Equilibrium non-self-gravitating tori around black holes in parametrized spherically symmetric space–times

Abstract

ABSTRACT Non-self-gravitating equilibrium tori orbiting around black holes have a long history and have been employed in numerous simulations of accretion flows on to black holes and other compact objects. We have revisited the problem of constructing such equilibria starting from spherically symmetric black-hole space–times expressed in terms of a fully generic and rapidly converging parametrization: the Rezzolla–Zhidenko metric. Within this framework, we have extended the definitions of all of the quantities characterizing these equilibria, starting from the concept of the von Zeipel cylinders and up to the possible ranges of the specific angular momenta that are employed to construct families of tori. Within the allowed space of parameters we have then encountered both standard ‘single-torus’ solutions and non-standard ‘double-tori’ solutions.
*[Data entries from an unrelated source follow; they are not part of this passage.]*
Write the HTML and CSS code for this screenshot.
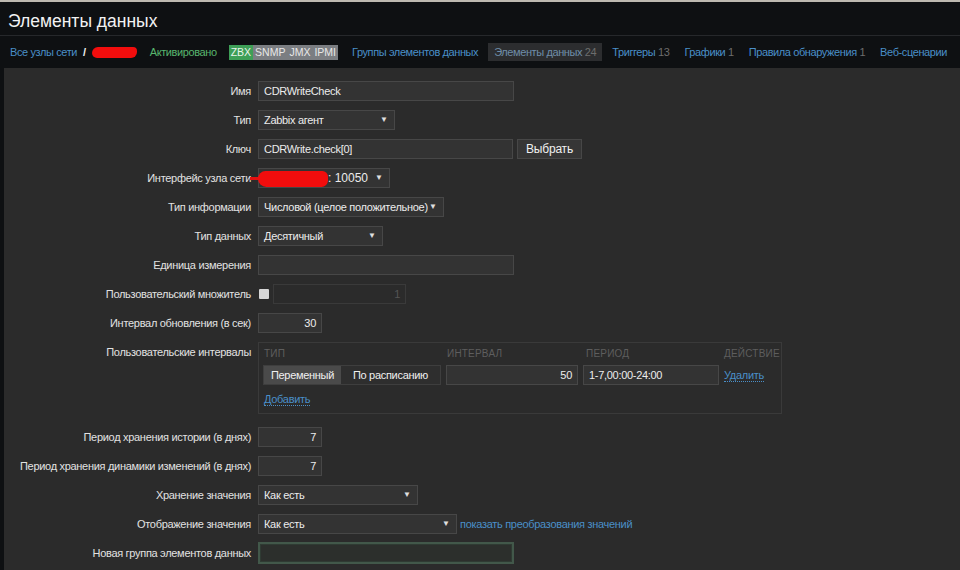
FILE: index.html
```html
<!DOCTYPE html>
<html lang="ru">
<head>
<meta charset="utf-8">
<title>Элементы данных</title>
<link rel="stylesheet" href="styles.css">
</head>
<body>
<div class="topline"></div>
<header class="page-header"><h1>Элементы данных</h1></header>
<nav class="host-nav">
  <div class="crumbs">
    <a class="link" href="#">Все узлы сети</a>
    <span class="slash">/</span>
    <span class="redact"></span>
  </div>
  <span class="status">Активировано</span>
  <div class="badges">
    <span class="badge on">ZBX</span><span class="badge">SNMP</span><span class="badge">JMX</span><span class="badge">IPMI</span>
  </div>
  <ul class="tabs">
    <li><a class="link" href="#">Группы элементов данных</a></li>
    <li class="active"><a href="#">Элементы данных</a> <span class="count">24</span></li>
    <li><a class="link" href="#">Триггеры</a> <span class="count">13</span></li>
    <li><a class="link" href="#">Графики</a> <span class="count">1</span></li>
    <li><a class="link" href="#">Правила обнаружения</a> <span class="count">1</span></li>
    <li><a class="link" href="#">Веб-сценарии</a></li>
  </ul>
</nav>
<main class="form-wrap">
  <div class="form">
    <label class="lbl">Имя</label>
    <div class="field"><div class="input w256">CDRWriteCheck</div></div>

    <label class="lbl">Тип</label>
    <div class="field"><div class="select w137"><span>Zabbix агент</span><span class="arrow">▼</span></div></div>

    <label class="lbl">Ключ</label>
    <div class="field"><div class="input w255">CDRWrite.check[0]</div><button class="btn">Выбрать</button></div>

    <label class="lbl">Интерфейс узла сети</label>
    <div class="field iface">
      <div class="select w132"><span class="ip">: 10050</span><span class="arrow">▼</span></div>
      <span class="redact-line"></span><span class="redact-blob"></span>
    </div>

    <label class="lbl">Тип информации</label>
    <div class="field"><div class="select w186"><span>Числовой (целое положительное)</span><span class="arrow">▼</span></div></div>

    <label class="lbl">Тип данных</label>
    <div class="field"><div class="select w125"><span>Десятичный</span><span class="arrow">▼</span></div></div>

    <label class="lbl">Единица измерения</label>
    <div class="field"><div class="input w256"></div></div>

    <label class="lbl">Пользовательский множитель</label>
    <div class="field"><span class="checkbox"></span><div class="input w133 disabled num">1</div></div>

    <label class="lbl">Интервал обновления (в сек)</label>
    <div class="field"><div class="input w64 num">30</div></div>

    <label class="lbl top">Пользовательские интервалы</label>
    <div class="field intervals-row">
      <div class="intervals">
        <div class="ih">Тип</div>
        <div class="ih">Интервал</div>
        <div class="ih">Период</div>
        <div class="ih">Действие</div>
        <div class="radio">
          <span class="opt sel">Переменный</span><span class="opt">По расписанию</span>
        </div>
        <div class="input num">50</div>
        <div class="input">1-7,00:00-24:00</div>
        <div><a class="dlink" href="#">Удалить</a></div>
        <div class="add"><a class="dlink" href="#">Добавить</a></div>
      </div>
    </div>

    <label class="lbl">Период хранения истории (в днях)</label>
    <div class="field"><div class="input w64 num">7</div></div>

    <label class="lbl">Период хранения динамики изменений (в днях)</label>
    <div class="field"><div class="input w64 num">7</div></div>

    <label class="lbl">Хранение значения</label>
    <div class="field"><div class="select w160"><span>Как есть</span><span class="arrow">▼</span></div></div>

    <label class="lbl">Отображение значения</label>
    <div class="field"><div class="select w199"><span>Как есть</span><span class="arrow">▼</span></div><a class="link small" href="#">показать преобразования значений</a></div>

    <label class="lbl">Новая группа элементов данных</label>
    <div class="field"><div class="input w256 focus"></div></div>
  </div>
</main>
</body>
</html>
```

FILE: styles.css
```css
* { box-sizing: border-box; }
html, body { margin: 0; padding: 0; }
body {
  background: #0e1012;
  color: #e6e6e6;
  font-family: "Liberation Sans", Arial, sans-serif;
  font-size: 11px;
  letter-spacing: -0.3px;
  overflow: hidden;
  height: 570px;
}
a { text-decoration: none; }
.topline { height: 2px; background: #bdb9b0; }

.page-header {
  padding: 9px 8px 4px;
  border-bottom: 1px solid #26282b;
}
.page-header h1 {
  margin: 0;
  font-size: 17.5px;
  font-weight: normal;
  letter-spacing: 0;
  line-height: 20px;
  color: #f2f2f2;
}

.host-nav {
  height: 32px;
  display: flex;
  align-items: center;
  padding-left: 10px;
  white-space: nowrap;
  letter-spacing: -0.4px;
}
.link { color: #4a8fc8; }
.crumbs { display: flex; align-items: center; gap: 6px; }
.slash { color: #f2f2f2; font-weight: bold; }
.redact {
  display: inline-block;
  width: 45px;
  height: 11px;
  background: #f20d0d;
  border-radius: 6px 4px 6px 5px;
}
.status { margin-left: 13px; color: #59b56e; }
.badges { margin-left: 12px; display: flex; }
.badge {
  display: inline-block;
  padding: 0 2px;
  height: 15px;
  line-height: 15px;
  font-size: 10.5px;
  letter-spacing: 0;
  background: #7b7e82;
  color: #e8e8e8;
}
.badge.on { background: #3e9f57; color: #eaf5ec; }
.tabs {
  list-style: none;
  margin: 0 0 0 9px;
  padding: 0;
  display: flex;
  gap: 5px;
}
.tabs li {
  padding: 0 5px;
  height: 18px;
  line-height: 18px;
}
.tabs li.active { background: #2c2d2f; padding: 0 6px; }
.tabs li.active a { color: #6f8ea9; }
.count { color: #6d6d6d; }

.form-wrap {
  margin-left: 4px;
  background: #2b2b2b;
  height: 520px;
  padding-top: 13px;
}
.form {
  display: grid;
  grid-template-columns: 247px 1fr;
  column-gap: 7px;
  row-gap: 9px;
  align-items: center;
}
.lbl {
  text-align: right;
  white-space: nowrap;
  color: #e2e2e2;
}
.lbl.top { align-self: start; padding-top: 4px; }
.field {
  display: flex;
  align-items: center;
  gap: 4px;
  height: 20px;
}
.input, .select {
  height: 20px;
  line-height: 18px;
  background: #333333;
  border: 1px solid #474747;
  color: #ececec;
  padding: 0 5px;
  white-space: nowrap;
  font-size: 11px;
}
.input.num { text-align: right; }
.input.disabled { background: #2b2b2b; border-color: #3a3a3a; color: #555; }
.input.focus {
  height: 22px;
  background: #2c2f2c;
  border: 2px solid #42584a;
  box-shadow: inset 0 0 0 1px #2f3b33;
}
.select { display: flex; justify-content: space-between; align-items: center; }
.arrow { font-size: 8px; color: #e0e0e0; margin-right: 1px; letter-spacing: 0; }
.w64 { width: 64px; }
.w125 { width: 125px; }
.w132 { width: 132px; }
.w133 { width: 133px; }
.w137 { width: 137px; }
.w160 { width: 160px; }
.w186 { width: 186px; }
.w199 { width: 199px; }
.w255 { width: 255px; }
.w256 { width: 256px; }

.btn {
  height: 20px;
  width: 65px;
  background: #363636;
  border: 1px solid #474747;
  color: #f0f0f0;
  font-family: "Liberation Sans", Arial, sans-serif;
  font-size: 12px;
  letter-spacing: -0.2px;
  padding: 0;
}
.checkbox {
  width: 10px;
  height: 10px;
  background: #d6d6d6;
  border-radius: 1px;
  margin-left: 1px;
}
.iface { position: relative; }
.ip { padding-left: 64px; font-size: 12px; letter-spacing: 0; }
.redact-line {
  position: absolute;
  left: -8px;
  top: 9px;
  width: 14px;
  height: 3px;
  background: #e41010;
}
.redact-blob {
  position: absolute;
  left: 0;
  top: 3px;
  width: 70px;
  height: 16px;
  background: #f20d0d;
  border-radius: 8px 6px 7px 9px;
}

.intervals-row { height: auto; margin-bottom: 4px; }
.intervals {
  width: 524px;
  border: 1px solid #3a3a3a;
  padding: 5px 4px 8px 4px;
  display: grid;
  grid-template-columns: 178px 132px 136px auto;
  column-gap: 5px;
  row-gap: 5px;
  align-items: center;
}
.ih {
  font-size: 10px;
  text-transform: uppercase;
  letter-spacing: 0.2px;
  color: #5e5e5e;
  padding-left: 1px;
  height: 12px;
  line-height: 12px;
}
.ih:nth-child(3) { padding-left: 3px; }
.ih:nth-child(4) { padding-left: 0; }
.radio {
  display: flex;
  height: 20px;
  border: 1px solid #3e3e3e;
}
.opt {
  flex: 1;
  text-align: center;
  line-height: 18px;
  color: #f0f0f0;
  font-size: 11px;
  background: #2e2e2e;
}
.opt.sel { flex: 0 0 77px; background: #4a4a4a; }
.dlink {
  color: #4a8fc8;
  border-bottom: 1px dotted #4a8fc8;
}
.add { grid-column: 1 / -1; padding-left: 1px; padding-top: 3px; }
.small { margin-left: -1px; }
```
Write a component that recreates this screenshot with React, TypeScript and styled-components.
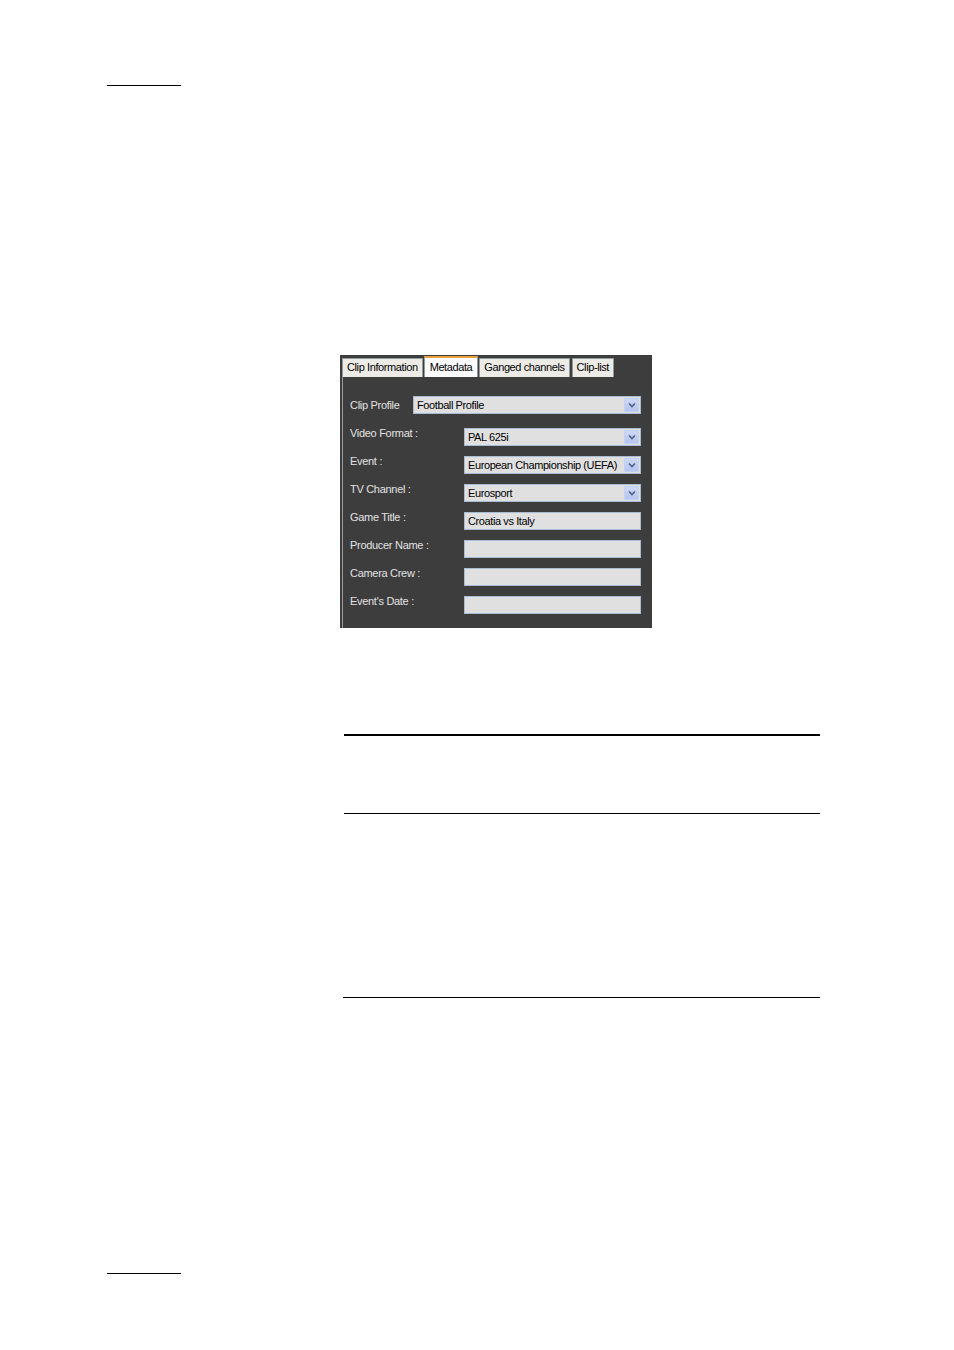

While the properties of the first ones in terms of the presence of a single cusp, of a local pressure maximum and of a varying outer radius, are very similar to those encountered in general relativity, the properties of double-tori solutions are far richer and naturally allow for configurations having the same constant specific angular momentum and hence are potentially easier to produce in nature. The existence of these objects is at present very hypothetical, but if these equilibrium tori were to be observed, they would provide very valuable information on the properties of the space–time and on its deviation from general relativity.